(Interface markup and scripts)
## begin

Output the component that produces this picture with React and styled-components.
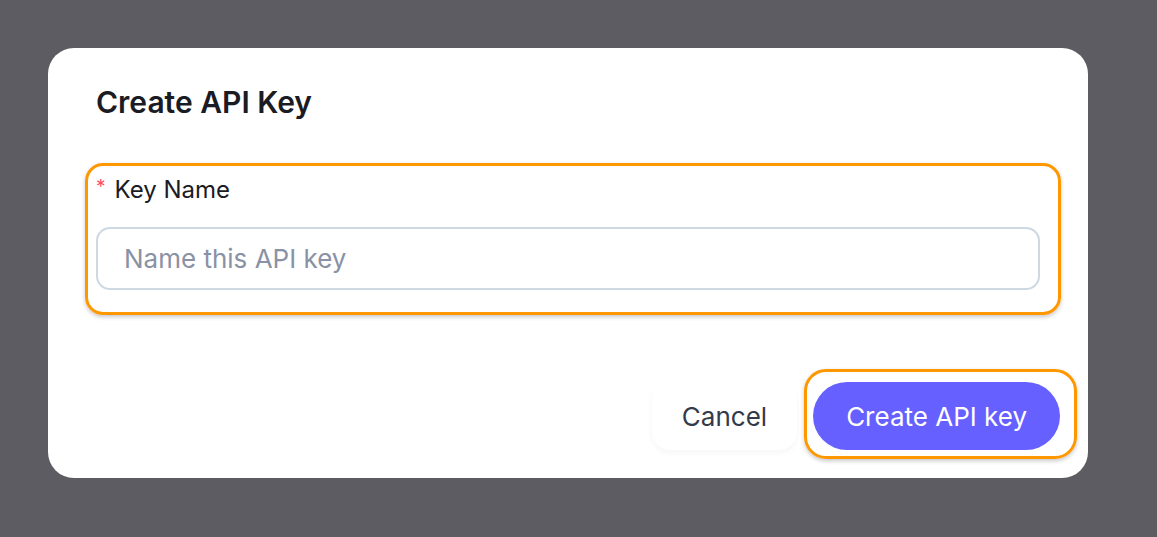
import React from "react";
import styled, { createGlobalStyle } from "styled-components";

const Global = createGlobalStyle`
  html, body { margin: 0; padding: 0; }
  body {
    background: #5c5c62;
    font-family: Inter, "Noto Sans", sans-serif;
    -webkit-font-smoothing: antialiased;
  }
`;

const Page = styled.div`
  width: 1157px;
  height: 537px;
  padding: 48px 69px 59px 48px;
  box-sizing: border-box;
  display: flex;
  align-items: flex-start;
`;

const Modal = styled.div`
  width: 1040px;
  height: 430px;
  box-sizing: border-box;
  background: #ffffff;
  border-radius: 26px;
  padding: 36px 48px 28px 48px;
  display: flex;
  flex-direction: column;
`;

const Title = styled.h2`
  margin: 0;
  font-size: 30px;
  line-height: 36px;
  font-weight: 600;
  color: #1b1b24;
`;

const Highlight = styled.div`
  position: relative;
  &::after {
    content: "";
    position: absolute;
    inset: ${(p) => p.$inset || "-12px"};
    border: 3.5px solid #ff9800;
    border-radius: ${(p) => p.$radius || "18px"};
    box-shadow: 0 2px 4px rgba(0, 0, 0, 0.22);
    pointer-events: none;
  }
`;

const Field = styled(Highlight)`
  margin-top: 55px;
  display: flex;
  flex-direction: column;
  gap: 22px;
`;

const Label = styled.label`
  display: flex;
  align-items: center;
  gap: 9px;
  font-size: 24px;
  line-height: 30px;
  color: #1b1b24;
`;

const Req = styled.span`
  color: #ff4d5e;
  font-size: 19px;
  position: relative;
  top: -3px;
`;

const Input = styled.input`
  height: 63px;
  box-sizing: border-box;
  border: 2px solid #cdd8e3;
  border-radius: 14px;
  padding: 0 26px;
  font-family: inherit;
  font-size: 26px;
  color: #1b1b24;
  outline: none;
  &::placeholder {
    color: #8992a4;
  }
`;

const Footer = styled.div`
  margin-top: auto;
  margin-right: -20px;
  display: flex;
  justify-content: flex-end;
  align-items: center;
  gap: 16px;
`;

const Button = styled.button`
  height: 68px;
  border: none;
  border-radius: ${(p) => (p.$primary ? "34px" : "18px")};
  padding: 0 ${(p) => (p.$primary ? "33px" : "30px")};
  font-family: inherit;
  font-size: 26px;
  font-weight: 400;
  cursor: pointer;
  background: ${(p) => (p.$primary ? "#6560ff" : "#ffffff")};
  color: ${(p) => (p.$primary ? "#ffffff" : "#343a4a")};
  box-shadow: ${(p) =>
    p.$primary ? "none" : "0 3px 6px rgba(0, 0, 0, 0.04)"};
`;

const PrimaryWrap = styled(Highlight)`
  display: flex;
`;

export default function App() {
  return (
    <>
      <Global />
      <Page>
        <Modal>
          <Title>Create API Key</Title>
          <Field $inset="-12px -21px -25px -11px" $radius="18px">
            <Label>
              <Req>*</Req>
              Key Name
            </Label>
            <Input placeholder="Name this API key" />
          </Field>
          <Footer>
            <Button>Cancel</Button>
            <PrimaryWrap $inset="-13px -17px -9px -9px" $radius="22px">
              <Button $primary>Create API key</Button>
            </PrimaryWrap>
          </Footer>
        </Modal>
      </Page>
    </>
  );
}
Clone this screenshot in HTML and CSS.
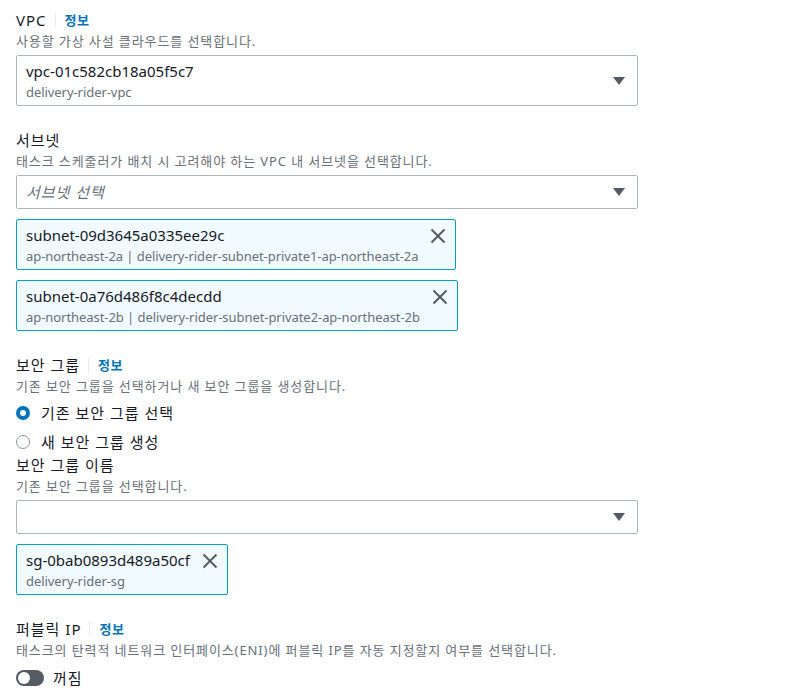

## end

* **INSTRUCTION**: Transcribe the preceding listing in its entirety and with exact wording, leaving out pictures.

* **WRITTEN RESPONSE**:
Output the component that produces this picture with React and styled-components.
import React from "react";
import styled, { createGlobalStyle } from "styled-components";

const Global = createGlobalStyle`
  html, body { margin: 0; padding: 0; }
  body {
    background: #5c5c62;
    font-family: Inter, "Noto Sans", sans-serif;
    -webkit-font-smoothing: antialiased;
  }
`;

const Page = styled.div`
  width: 1157px;
  height: 537px;
  padding: 48px 69px 59px 48px;
  box-sizing: border-box;
  display: flex;
  align-items: flex-start;
`;

const Modal = styled.div`
  width: 1040px;
  height: 430px;
  box-sizing: border-box;
  background: #ffffff;
  border-radius: 26px;
  padding: 36px 48px 28px 48px;
  display: flex;
  flex-direction: column;
`;

const Title = styled.h2`
  margin: 0;
  font-size: 30px;
  line-height: 36px;
  font-weight: 600;
  color: #1b1b24;
`;

const Highlight = styled.div`
  position: relative;
  &::after {
    content: "";
    position: absolute;
    inset: ${(p) => p.$inset || "-12px"};
    border: 3.5px solid #ff9800;
    border-radius: ${(p) => p.$radius || "18px"};
    box-shadow: 0 2px 4px rgba(0, 0, 0, 0.22);
    pointer-events: none;
  }
`;

const Field = styled(Highlight)`
  margin-top: 55px;
  display: flex;
  flex-direction: column;
  gap: 22px;
`;

const Label = styled.label`
  display: flex;
  align-items: center;
  gap: 9px;
  font-size: 24px;
  line-height: 30px;
  color: #1b1b24;
`;

const Req = styled.span`
  color: #ff4d5e;
  font-size: 19px;
  position: relative;
  top: -3px;
`;

const Input = styled.input`
  height: 63px;
  box-sizing: border-box;
  border: 2px solid #cdd8e3;
  border-radius: 14px;
  padding: 0 26px;
  font-family: inherit;
  font-size: 26px;
  color: #1b1b24;
  outline: none;
  &::placeholder {
    color: #8992a4;
  }
`;

const Footer = styled.div`
  margin-top: auto;
  margin-right: -20px;
  display: flex;
  justify-content: flex-end;
  align-items: center;
  gap: 16px;
`;

const Button = styled.button`
  height: 68px;
  border: none;
  border-radius: ${(p) => (p.$primary ? "34px" : "18px")};
  padding: 0 ${(p) => (p.$primary ? "33px" : "30px")};
  font-family: inherit;
  font-size: 26px;
  font-weight: 400;
  cursor: pointer;
  background: ${(p) => (p.$primary ? "#6560ff" : "#ffffff")};
  color: ${(p) => (p.$primary ? "#ffffff" : "#343a4a")};
  box-shadow: ${(p) =>
    p.$primary ? "none" : "0 3px 6px rgba(0, 0, 0, 0.04)"};
`;

const PrimaryWrap = styled(Highlight)`
  display: flex;
`;

export default function App() {
  return (
    <>
      <Global />
      <Page>
        <Modal>
          <Title>Create API Key</Title>
          <Field $inset="-12px -21px -25px -11px" $radius="18px">
            <Label>
              <Req>*</Req>
              Key Name
            </Label>
            <Input placeholder="Name this API key" />
          </Field>
          <Footer>
            <Button>Cancel</Button>
            <PrimaryWrap $inset="-13px -17px -9px -9px" $radius="22px">
              <Button $primary>Create API key</Button>
            </PrimaryWrap>
          </Footer>
        </Modal>
      </Page>
    </>
  );
}
Clone this screenshot in HTML and CSS.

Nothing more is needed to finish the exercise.